### PROMPT
Of the lines listed below, how many contain the string "page"? Answer with the number alone.

***** DATASET SECTION

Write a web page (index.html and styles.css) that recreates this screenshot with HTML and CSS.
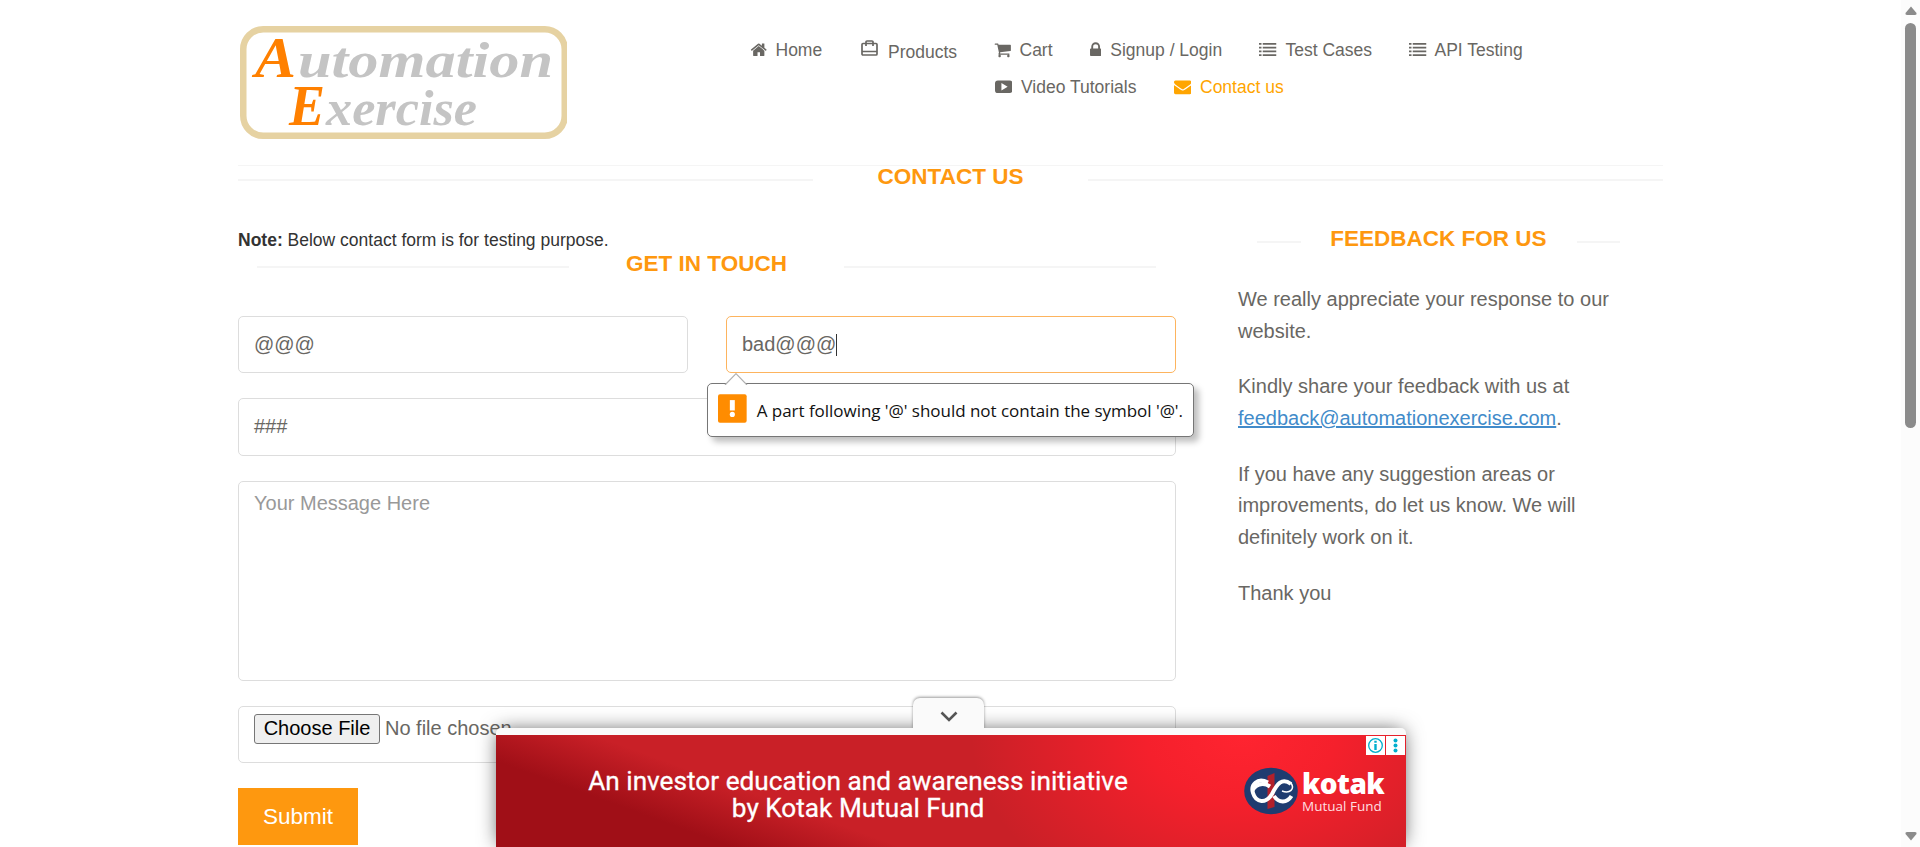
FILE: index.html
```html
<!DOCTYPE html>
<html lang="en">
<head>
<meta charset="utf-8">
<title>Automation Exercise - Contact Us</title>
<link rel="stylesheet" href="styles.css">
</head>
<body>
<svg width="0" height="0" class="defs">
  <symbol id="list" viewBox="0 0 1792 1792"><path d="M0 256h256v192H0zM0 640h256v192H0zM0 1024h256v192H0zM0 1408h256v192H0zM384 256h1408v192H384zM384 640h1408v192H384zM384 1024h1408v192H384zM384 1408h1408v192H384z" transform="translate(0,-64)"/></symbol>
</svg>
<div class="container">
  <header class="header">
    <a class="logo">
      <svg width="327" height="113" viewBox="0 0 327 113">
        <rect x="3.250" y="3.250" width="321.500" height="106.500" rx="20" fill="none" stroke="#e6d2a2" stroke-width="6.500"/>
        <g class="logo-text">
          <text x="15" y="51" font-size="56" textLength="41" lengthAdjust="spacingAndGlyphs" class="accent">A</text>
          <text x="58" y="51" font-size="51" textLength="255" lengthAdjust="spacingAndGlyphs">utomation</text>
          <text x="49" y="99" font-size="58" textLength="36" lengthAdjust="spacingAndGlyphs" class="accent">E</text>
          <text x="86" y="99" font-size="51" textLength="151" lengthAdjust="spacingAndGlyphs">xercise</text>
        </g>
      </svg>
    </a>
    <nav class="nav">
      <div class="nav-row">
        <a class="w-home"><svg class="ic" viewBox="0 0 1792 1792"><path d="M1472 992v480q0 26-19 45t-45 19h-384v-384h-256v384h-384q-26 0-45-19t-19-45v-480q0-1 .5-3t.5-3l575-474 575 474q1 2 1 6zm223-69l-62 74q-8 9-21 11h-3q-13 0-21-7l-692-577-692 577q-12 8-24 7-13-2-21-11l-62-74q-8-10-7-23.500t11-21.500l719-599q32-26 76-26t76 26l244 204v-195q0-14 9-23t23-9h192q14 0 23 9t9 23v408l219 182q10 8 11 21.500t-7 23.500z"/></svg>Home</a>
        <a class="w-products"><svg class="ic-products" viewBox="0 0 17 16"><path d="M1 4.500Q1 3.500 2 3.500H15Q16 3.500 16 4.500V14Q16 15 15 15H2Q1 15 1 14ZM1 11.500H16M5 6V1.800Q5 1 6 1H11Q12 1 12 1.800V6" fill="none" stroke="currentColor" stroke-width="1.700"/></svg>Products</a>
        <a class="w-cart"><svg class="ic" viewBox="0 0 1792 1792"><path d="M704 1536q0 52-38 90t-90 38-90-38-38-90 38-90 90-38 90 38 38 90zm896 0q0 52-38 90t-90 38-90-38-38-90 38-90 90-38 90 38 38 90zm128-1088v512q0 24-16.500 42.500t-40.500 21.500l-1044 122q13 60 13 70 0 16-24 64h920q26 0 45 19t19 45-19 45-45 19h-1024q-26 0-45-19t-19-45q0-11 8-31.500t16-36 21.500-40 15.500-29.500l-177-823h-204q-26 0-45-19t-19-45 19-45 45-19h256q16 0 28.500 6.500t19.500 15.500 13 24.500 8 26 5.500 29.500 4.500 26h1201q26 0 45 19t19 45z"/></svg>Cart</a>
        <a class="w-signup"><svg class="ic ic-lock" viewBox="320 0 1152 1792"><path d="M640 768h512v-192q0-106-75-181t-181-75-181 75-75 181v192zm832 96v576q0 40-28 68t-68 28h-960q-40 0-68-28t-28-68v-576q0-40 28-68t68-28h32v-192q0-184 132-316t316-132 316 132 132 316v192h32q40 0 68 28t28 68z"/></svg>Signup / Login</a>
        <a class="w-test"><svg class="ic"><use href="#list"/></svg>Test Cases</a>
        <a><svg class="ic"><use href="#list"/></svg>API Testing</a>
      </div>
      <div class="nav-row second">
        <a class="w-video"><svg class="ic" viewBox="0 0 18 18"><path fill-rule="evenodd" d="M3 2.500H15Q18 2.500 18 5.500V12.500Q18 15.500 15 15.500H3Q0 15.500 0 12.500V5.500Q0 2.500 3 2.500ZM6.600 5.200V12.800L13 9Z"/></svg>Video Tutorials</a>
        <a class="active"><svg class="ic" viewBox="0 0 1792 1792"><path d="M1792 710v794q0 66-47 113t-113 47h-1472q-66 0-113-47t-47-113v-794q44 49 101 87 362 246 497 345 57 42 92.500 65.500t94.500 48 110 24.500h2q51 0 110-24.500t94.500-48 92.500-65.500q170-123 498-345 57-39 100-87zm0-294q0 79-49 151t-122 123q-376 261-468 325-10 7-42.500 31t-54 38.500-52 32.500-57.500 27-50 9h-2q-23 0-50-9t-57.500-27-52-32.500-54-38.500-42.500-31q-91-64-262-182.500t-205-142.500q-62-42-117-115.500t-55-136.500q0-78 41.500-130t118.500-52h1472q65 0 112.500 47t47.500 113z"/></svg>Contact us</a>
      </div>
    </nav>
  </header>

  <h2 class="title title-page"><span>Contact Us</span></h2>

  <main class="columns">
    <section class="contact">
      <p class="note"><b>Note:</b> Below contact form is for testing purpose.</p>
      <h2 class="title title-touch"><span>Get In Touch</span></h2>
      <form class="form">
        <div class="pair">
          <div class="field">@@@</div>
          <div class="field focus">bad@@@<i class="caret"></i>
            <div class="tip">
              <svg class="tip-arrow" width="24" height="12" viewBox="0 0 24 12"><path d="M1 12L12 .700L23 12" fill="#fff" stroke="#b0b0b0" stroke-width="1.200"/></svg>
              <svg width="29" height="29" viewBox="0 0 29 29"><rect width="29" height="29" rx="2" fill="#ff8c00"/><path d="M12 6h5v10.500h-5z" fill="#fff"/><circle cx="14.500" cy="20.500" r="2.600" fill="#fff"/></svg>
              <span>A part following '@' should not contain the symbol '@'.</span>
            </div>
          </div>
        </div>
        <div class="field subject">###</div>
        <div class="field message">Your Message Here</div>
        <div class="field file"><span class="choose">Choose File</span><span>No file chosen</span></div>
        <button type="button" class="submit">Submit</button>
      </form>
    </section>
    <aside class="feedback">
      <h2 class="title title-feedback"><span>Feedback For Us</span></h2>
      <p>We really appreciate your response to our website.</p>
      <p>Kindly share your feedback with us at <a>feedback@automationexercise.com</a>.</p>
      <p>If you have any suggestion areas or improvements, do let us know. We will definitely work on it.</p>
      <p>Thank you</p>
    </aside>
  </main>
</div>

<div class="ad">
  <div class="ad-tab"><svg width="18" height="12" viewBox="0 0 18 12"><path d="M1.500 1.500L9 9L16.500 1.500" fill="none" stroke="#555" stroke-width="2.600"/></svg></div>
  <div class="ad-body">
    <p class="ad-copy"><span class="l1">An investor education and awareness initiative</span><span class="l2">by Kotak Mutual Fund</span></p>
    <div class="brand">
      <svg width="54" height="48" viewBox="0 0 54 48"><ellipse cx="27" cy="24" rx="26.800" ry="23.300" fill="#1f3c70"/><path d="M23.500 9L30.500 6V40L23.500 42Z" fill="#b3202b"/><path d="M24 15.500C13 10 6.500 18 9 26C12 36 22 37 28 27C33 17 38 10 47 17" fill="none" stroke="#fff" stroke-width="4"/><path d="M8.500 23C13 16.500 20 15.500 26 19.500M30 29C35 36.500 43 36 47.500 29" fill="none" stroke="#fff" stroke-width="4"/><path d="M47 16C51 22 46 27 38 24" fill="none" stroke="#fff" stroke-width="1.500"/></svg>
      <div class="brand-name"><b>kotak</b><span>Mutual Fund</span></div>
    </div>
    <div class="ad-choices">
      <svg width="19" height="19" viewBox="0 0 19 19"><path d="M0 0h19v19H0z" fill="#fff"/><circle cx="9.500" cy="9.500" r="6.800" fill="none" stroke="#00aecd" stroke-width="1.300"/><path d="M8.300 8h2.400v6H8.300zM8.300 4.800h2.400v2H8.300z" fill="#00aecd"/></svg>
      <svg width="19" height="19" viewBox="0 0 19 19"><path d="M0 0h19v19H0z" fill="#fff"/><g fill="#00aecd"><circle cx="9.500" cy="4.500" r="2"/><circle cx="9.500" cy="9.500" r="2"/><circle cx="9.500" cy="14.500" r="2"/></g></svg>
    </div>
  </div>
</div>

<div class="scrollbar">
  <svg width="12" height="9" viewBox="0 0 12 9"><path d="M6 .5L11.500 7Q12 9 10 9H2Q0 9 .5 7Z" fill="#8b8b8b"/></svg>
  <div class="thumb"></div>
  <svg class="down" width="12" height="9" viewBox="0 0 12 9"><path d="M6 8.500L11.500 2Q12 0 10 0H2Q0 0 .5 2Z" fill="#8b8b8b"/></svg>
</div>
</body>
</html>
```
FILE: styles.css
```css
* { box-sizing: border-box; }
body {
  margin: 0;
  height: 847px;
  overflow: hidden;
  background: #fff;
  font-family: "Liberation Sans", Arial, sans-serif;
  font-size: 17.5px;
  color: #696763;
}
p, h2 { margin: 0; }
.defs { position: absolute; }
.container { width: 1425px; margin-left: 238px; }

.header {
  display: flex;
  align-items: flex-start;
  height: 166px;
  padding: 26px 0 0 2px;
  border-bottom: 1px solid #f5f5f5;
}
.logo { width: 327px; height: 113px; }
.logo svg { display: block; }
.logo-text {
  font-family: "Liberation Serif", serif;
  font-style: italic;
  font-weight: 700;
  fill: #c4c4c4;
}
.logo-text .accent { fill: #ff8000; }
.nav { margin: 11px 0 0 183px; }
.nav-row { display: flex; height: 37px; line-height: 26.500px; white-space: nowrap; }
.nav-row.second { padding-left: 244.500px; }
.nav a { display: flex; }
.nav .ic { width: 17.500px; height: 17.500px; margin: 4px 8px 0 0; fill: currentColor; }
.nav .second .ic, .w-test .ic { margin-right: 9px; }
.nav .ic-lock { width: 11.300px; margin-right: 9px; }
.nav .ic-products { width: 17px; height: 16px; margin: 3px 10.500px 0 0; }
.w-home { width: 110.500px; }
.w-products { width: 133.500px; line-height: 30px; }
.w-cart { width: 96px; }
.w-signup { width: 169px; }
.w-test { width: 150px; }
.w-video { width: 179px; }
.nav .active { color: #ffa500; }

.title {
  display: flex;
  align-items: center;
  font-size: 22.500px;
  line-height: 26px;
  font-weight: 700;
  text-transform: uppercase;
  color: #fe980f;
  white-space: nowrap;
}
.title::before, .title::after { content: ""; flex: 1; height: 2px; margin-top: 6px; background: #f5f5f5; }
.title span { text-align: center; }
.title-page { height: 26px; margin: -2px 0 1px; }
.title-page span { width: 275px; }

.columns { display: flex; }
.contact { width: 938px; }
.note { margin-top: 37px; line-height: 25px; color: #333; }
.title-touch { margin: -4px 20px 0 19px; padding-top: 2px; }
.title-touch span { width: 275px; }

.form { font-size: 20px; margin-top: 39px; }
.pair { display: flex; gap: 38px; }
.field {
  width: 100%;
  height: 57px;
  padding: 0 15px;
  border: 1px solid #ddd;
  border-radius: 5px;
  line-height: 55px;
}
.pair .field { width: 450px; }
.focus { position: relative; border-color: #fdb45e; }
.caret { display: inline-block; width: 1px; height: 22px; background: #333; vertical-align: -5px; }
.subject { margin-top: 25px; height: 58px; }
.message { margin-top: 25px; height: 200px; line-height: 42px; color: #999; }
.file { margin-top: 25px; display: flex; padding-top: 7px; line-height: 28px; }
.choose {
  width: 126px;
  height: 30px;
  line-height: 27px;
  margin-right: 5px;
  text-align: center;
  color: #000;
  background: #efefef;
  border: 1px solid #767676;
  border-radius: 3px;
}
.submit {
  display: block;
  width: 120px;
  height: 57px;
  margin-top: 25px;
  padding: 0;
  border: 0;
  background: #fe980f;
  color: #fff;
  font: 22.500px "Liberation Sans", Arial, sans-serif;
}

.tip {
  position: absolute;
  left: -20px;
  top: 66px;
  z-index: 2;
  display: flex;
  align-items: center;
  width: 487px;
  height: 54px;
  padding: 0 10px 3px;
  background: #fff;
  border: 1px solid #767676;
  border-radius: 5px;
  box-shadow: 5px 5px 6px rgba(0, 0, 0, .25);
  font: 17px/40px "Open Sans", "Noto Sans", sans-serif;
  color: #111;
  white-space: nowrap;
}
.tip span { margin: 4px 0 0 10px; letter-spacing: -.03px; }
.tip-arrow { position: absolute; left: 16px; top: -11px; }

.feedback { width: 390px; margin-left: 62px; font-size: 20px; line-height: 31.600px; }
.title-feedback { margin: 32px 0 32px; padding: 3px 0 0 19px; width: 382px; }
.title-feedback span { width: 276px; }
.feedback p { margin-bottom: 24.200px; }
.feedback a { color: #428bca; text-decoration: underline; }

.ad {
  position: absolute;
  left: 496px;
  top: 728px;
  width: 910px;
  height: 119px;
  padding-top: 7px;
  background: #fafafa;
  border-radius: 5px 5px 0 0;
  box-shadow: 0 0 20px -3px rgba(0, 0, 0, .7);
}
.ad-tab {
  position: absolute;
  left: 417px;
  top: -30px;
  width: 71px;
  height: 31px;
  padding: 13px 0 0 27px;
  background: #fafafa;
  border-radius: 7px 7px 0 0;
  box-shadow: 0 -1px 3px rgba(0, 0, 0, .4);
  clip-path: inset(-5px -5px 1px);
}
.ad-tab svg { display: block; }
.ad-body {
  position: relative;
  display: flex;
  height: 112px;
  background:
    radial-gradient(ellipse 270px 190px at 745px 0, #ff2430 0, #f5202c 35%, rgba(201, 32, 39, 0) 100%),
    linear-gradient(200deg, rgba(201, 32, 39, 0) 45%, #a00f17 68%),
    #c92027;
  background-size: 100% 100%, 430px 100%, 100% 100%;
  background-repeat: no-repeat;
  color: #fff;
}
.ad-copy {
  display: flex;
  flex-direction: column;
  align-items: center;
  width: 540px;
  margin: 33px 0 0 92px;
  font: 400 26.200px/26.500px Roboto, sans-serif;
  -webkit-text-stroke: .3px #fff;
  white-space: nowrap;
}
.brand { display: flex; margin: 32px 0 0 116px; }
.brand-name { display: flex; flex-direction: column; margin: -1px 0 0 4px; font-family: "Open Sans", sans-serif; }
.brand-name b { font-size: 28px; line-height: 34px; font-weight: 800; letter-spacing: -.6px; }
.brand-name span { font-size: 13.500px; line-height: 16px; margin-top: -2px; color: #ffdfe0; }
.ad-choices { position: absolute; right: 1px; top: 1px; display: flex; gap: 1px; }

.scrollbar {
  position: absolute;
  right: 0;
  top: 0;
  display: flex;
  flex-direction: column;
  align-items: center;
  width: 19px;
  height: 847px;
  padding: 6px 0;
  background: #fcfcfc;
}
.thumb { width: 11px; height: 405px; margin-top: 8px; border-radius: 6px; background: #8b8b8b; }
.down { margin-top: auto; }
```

**********

### EXERCISE ANSWER
4